Premise Job Queue stalls requires manual port reset

doczaius · Jul 24, 2013

I'm having an issue where every 12-24 hours, jobs stop processing and won't restart until I manually reset the com port (by changing it to an unused port and then pack to the VRC0P port). The VRC0P itself does not require being restarted.

I read through the forum and found some posts regarding firmware issues and the VRC0P not responding after X amount of commands but I don't think this issue is related as the VRC0P does not require restarting, just the com port. Has anyone experienced this issue?

etc6849 · Jul 25, 2013

I've never had this problem... It could be serial port issue? Can you unplug the VRC0P and paste what is shown in port spy when you plug it back in? This will show you the firmware version...
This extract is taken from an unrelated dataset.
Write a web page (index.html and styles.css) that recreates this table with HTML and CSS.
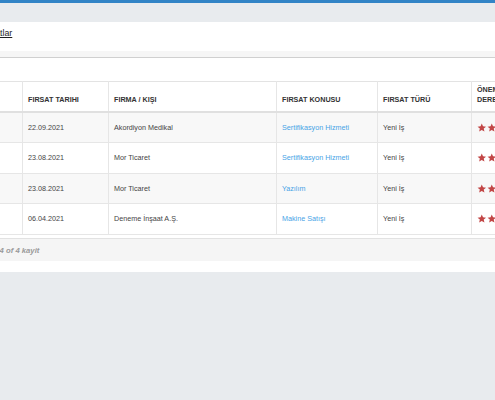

The worst case is we'll have to set up a script that runs every 12 hours to reset the thing automatically. However, this should not be necessary. I've run the thing for over a year with no issues or reboot needed.

doczaius · Jul 25, 2013

Its a +3 model:

Leviton(C) 2008 V2.36S/Z-Wave 3.4

I guess it could be a serial port issue, but the odd thing is these are legit serial ports, no USB adapter -- I purposefully dug out & setup an old WinXP era motherboard to eliminate any compatibility issues.

chucklyons · Jul 26, 2013

I haven't had any problems with the VRCOP, either. Have you tried using another device on that port? Or have you tried using a different port (like a USB port)?

doczaius · Jul 26, 2013

I'll try with a USB adapter today and see what happens.

etc6849 · Jul 27, 2013

Mine shows "$Leviton(C) 2008 V2.36S/Z-Wave 3.42." If you want, you could try updating the firmware (not without risk though). I would suggest using a non-generic USB cable to do this as I had issues updating until I tried an old Digi 8 port usb to serial adapter.

Initially, there were a lot of issues with the VRC0P +3's firmware. That's why there's the add delay after next job feature (that is not needed now). It was put in place because an older version of the firmware would lock up if you sent too many commands to the VRC0P in a short time frame.

doczaius · Aug 1, 2013

So I'm running the same firmware.. I think my previous post was a bad copy paste job omitting the 2 at the end.

No change trying with an iogear usb serial adapter. It just stops working, almost like there is a break in the code (though there isn't), usually with commands left in the queue, occasionally with it empty.

chucklyons · Aug 1, 2013

I apologize, I've been following this on my phone...what are the problems you're seeing, the steps you have taken and the current results.

I initially had a lot of problems with the Vizia module...ultimately it turned out to be a combination of my wife's errors ^_^ and my configuration...after I figured it out with the help of some fine folks here (ETC!), I haven't had a problem since...actually, if I do have a problem, I know it was caused by me... I mean my wife...
It's solid. Lets figure out what we can do to help you...

etc6849 · Aug 1, 2013

Here are some things I would try:
1. Run the burn in test for a few hours to toggle all of your lights. Does this cause the freeze up? If so, run it again to verify. If the burn in test is failing, you may have an intermittent hardware issue of some kind.

2. Check and make sure you have no other program trying to use the COM port periodically.

3. Determine if the issue occurs at a set time interval or after a set number of commands.

4. Examine the windows logs and look for any clues.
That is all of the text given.